Your task is to transcribe all of the data below exactly, omitting the images.

[Rows from a dataset of pages and code]
=======
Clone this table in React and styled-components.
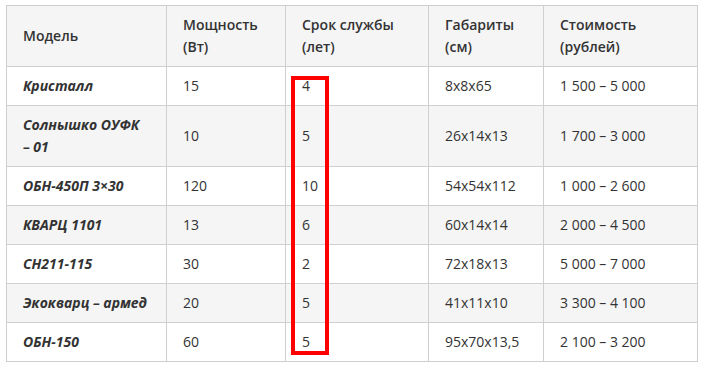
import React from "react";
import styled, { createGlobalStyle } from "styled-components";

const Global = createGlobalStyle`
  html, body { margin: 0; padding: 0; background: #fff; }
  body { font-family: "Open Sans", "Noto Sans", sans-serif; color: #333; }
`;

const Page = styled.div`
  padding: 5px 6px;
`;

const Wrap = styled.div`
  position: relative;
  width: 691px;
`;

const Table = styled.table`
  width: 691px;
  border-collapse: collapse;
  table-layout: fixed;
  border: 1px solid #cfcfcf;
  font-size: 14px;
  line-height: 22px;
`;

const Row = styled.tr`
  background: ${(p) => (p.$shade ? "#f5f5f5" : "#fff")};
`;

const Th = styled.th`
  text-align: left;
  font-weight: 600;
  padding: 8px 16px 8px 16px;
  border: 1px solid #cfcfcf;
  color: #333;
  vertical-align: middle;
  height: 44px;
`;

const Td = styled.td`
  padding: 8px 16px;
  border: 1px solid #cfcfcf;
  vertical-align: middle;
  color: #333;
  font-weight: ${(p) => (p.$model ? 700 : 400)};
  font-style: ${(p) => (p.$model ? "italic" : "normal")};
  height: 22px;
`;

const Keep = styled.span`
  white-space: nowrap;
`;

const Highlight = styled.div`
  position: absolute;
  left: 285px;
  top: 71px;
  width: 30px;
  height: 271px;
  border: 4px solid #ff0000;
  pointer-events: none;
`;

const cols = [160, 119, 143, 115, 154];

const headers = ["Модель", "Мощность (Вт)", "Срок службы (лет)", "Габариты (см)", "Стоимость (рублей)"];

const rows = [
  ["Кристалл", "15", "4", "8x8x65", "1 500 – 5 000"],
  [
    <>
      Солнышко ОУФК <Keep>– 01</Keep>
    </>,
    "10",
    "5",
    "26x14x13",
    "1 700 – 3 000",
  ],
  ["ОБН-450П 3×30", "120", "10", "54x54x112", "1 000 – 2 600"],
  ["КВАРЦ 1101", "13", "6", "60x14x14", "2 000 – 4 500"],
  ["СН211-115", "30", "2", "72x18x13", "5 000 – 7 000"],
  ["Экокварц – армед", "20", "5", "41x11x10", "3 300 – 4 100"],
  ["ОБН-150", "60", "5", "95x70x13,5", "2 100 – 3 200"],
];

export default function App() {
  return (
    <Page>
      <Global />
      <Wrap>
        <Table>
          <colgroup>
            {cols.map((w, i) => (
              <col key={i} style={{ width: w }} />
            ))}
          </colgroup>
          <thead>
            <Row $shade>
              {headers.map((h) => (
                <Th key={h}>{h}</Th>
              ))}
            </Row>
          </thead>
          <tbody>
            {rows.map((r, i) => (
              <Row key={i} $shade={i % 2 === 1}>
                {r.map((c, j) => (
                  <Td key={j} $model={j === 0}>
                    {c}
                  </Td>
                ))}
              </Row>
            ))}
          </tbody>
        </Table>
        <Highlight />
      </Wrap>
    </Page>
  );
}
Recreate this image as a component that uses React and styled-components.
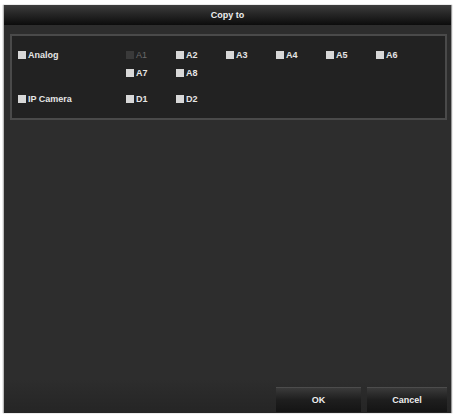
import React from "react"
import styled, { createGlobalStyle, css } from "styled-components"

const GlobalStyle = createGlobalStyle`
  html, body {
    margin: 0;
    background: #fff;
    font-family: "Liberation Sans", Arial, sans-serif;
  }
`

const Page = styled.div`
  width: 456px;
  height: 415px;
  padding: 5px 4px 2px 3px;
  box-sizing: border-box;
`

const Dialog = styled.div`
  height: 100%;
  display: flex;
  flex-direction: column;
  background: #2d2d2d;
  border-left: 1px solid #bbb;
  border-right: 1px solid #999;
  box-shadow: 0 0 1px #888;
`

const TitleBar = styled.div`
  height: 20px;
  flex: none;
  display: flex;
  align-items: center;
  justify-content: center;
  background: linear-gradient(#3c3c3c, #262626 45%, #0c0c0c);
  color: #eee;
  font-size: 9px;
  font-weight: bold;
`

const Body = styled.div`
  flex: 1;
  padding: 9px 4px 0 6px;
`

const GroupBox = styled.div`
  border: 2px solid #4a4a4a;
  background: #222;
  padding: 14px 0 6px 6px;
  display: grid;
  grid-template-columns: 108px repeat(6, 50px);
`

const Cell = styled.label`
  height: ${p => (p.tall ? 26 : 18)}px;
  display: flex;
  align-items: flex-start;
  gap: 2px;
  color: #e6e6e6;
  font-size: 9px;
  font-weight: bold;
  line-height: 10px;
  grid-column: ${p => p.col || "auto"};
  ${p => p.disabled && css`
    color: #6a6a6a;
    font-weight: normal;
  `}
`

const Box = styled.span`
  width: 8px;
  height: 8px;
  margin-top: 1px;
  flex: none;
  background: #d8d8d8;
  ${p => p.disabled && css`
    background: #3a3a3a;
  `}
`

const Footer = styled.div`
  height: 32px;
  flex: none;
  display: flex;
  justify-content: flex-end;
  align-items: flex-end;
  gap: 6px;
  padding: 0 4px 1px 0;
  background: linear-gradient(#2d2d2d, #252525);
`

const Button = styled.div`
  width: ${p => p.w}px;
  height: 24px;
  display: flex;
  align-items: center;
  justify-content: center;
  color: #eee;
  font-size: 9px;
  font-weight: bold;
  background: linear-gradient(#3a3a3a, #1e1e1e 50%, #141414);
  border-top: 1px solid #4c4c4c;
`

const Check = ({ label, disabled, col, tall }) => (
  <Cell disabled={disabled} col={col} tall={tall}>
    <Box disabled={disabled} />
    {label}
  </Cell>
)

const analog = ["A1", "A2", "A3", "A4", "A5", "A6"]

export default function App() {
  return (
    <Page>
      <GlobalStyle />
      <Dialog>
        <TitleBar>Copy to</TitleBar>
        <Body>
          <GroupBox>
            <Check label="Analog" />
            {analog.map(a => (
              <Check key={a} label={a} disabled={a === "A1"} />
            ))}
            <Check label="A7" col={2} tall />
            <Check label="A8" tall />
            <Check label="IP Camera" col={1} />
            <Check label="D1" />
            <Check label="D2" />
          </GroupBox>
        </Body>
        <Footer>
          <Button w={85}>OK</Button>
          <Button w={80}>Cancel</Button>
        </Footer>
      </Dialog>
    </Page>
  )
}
=======
> **ANSWER**:
Clone this table in React and styled-components.
import React from "react";
import styled, { createGlobalStyle } from "styled-components";

const Global = createGlobalStyle`
  html, body { margin: 0; padding: 0; background: #fff; }
  body { font-family: "Open Sans", "Noto Sans", sans-serif; color: #333; }
`;

const Page = styled.div`
  padding: 5px 6px;
`;

const Wrap = styled.div`
  position: relative;
  width: 691px;
`;

const Table = styled.table`
  width: 691px;
  border-collapse: collapse;
  table-layout: fixed;
  border: 1px solid #cfcfcf;
  font-size: 14px;
  line-height: 22px;
`;

const Row = styled.tr`
  background: ${(p) => (p.$shade ? "#f5f5f5" : "#fff")};
`;

const Th = styled.th`
  text-align: left;
  font-weight: 600;
  padding: 8px 16px 8px 16px;
  border: 1px solid #cfcfcf;
  color: #333;
  vertical-align: middle;
  height: 44px;
`;

const Td = styled.td`
  padding: 8px 16px;
  border: 1px solid #cfcfcf;
  vertical-align: middle;
  color: #333;
  font-weight: ${(p) => (p.$model ? 700 : 400)};
  font-style: ${(p) => (p.$model ? "italic" : "normal")};
  height: 22px;
`;

const Keep = styled.span`
  white-space: nowrap;
`;

const Highlight = styled.div`
  position: absolute;
  left: 285px;
  top: 71px;
  width: 30px;
  height: 271px;
  border: 4px solid #ff0000;
  pointer-events: none;
`;

const cols = [160, 119, 143, 115, 154];

const headers = ["Модель", "Мощность (Вт)", "Срок службы (лет)", "Габариты (см)", "Стоимость (рублей)"];

const rows = [
  ["Кристалл", "15", "4", "8x8x65", "1 500 – 5 000"],
  [
    <>
      Солнышко ОУФК <Keep>– 01</Keep>
    </>,
    "10",
    "5",
    "26x14x13",
    "1 700 – 3 000",
  ],
  ["ОБН-450П 3×30", "120", "10", "54x54x112", "1 000 – 2 600"],
  ["КВАРЦ 1101", "13", "6", "60x14x14", "2 000 – 4 500"],
  ["СН211-115", "30", "2", "72x18x13", "5 000 – 7 000"],
  ["Экокварц – армед", "20", "5", "41x11x10", "3 300 – 4 100"],
  ["ОБН-150", "60", "5", "95x70x13,5", "2 100 – 3 200"],
];

export default function App() {
  return (
    <Page>
      <Global />
      <Wrap>
        <Table>
          <colgroup>
            {cols.map((w, i) => (
              <col key={i} style={{ width: w }} />
            ))}
          </colgroup>
          <thead>
            <Row $shade>
              {headers.map((h) => (
                <Th key={h}>{h}</Th>
              ))}
            </Row>
          </thead>
          <tbody>
            {rows.map((r, i) => (
              <Row key={i} $shade={i % 2 === 1}>
                {r.map((c, j) => (
                  <Td key={j} $model={j === 0}>
                    {c}
                  </Td>
                ))}
              </Row>
            ))}
          </tbody>
        </Table>
        <Highlight />
      </Wrap>
    </Page>
  );
}
Recreate this image as a component that uses React and styled-components.
import React from "react"
import styled, { createGlobalStyle, css } from "styled-components"

const GlobalStyle = createGlobalStyle`
  html, body {
    margin: 0;
    background: #fff;
    font-family: "Liberation Sans", Arial, sans-serif;
  }
`

const Page = styled.div`
  width: 456px;
  height: 415px;
  padding: 5px 4px 2px 3px;
  box-sizing: border-box;
`

const Dialog = styled.div`
  height: 100%;
  display: flex;
  flex-direction: column;
  background: #2d2d2d;
  border-left: 1px solid #bbb;
  border-right: 1px solid #999;
  box-shadow: 0 0 1px #888;
`

const TitleBar = styled.div`
  height: 20px;
  flex: none;
  display: flex;
  align-items: center;
  justify-content: center;
  background: linear-gradient(#3c3c3c, #262626 45%, #0c0c0c);
  color: #eee;
  font-size: 9px;
  font-weight: bold;
`

const Body = styled.div`
  flex: 1;
  padding: 9px 4px 0 6px;
`

const GroupBox = styled.div`
  border: 2px solid #4a4a4a;
  background: #222;
  padding: 14px 0 6px 6px;
  display: grid;
  grid-template-columns: 108px repeat(6, 50px);
`

const Cell = styled.label`
  height: ${p => (p.tall ? 26 : 18)}px;
  display: flex;
  align-items: flex-start;
  gap: 2px;
  color: #e6e6e6;
  font-size: 9px;
  font-weight: bold;
  line-height: 10px;
  grid-column: ${p => p.col || "auto"};
  ${p => p.disabled && css`
    color: #6a6a6a;
    font-weight: normal;
  `}
`

const Box = styled.span`
  width: 8px;
  height: 8px;
  margin-top: 1px;
  flex: none;
  background: #d8d8d8;
  ${p => p.disabled && css`
    background: #3a3a3a;
  `}
`

const Footer = styled.div`
  height: 32px;
  flex: none;
  display: flex;
  justify-content: flex-end;
  align-items: flex-end;
  gap: 6px;
  padding: 0 4px 1px 0;
  background: linear-gradient(#2d2d2d, #252525);
`

const Button = styled.div`
  width: ${p => p.w}px;
  height: 24px;
  display: flex;
  align-items: center;
  justify-content: center;
  color: #eee;
  font-size: 9px;
  font-weight: bold;
  background: linear-gradient(#3a3a3a, #1e1e1e 50%, #141414);
  border-top: 1px solid #4c4c4c;
`

const Check = ({ label, disabled, col, tall }) => (
  <Cell disabled={disabled} col={col} tall={tall}>
    <Box disabled={disabled} />
    {label}
  </Cell>
)

const analog = ["A1", "A2", "A3", "A4", "A5", "A6"]

export default function App() {
  return (
    <Page>
      <GlobalStyle />
      <Dialog>
        <TitleBar>Copy to</TitleBar>
        <Body>
          <GroupBox>
            <Check label="Analog" />
            {analog.map(a => (
              <Check key={a} label={a} disabled={a === "A1"} />
            ))}
            <Check label="A7" col={2} tall />
            <Check label="A8" tall />
            <Check label="IP Camera" col={1} />
            <Check label="D1" />
            <Check label="D2" />
          </GroupBox>
        </Body>
        <Footer>
          <Button w={85}>OK</Button>
          <Button w={80}>Cancel</Button>
        </Footer>
      </Dialog>
    </Page>
  )
}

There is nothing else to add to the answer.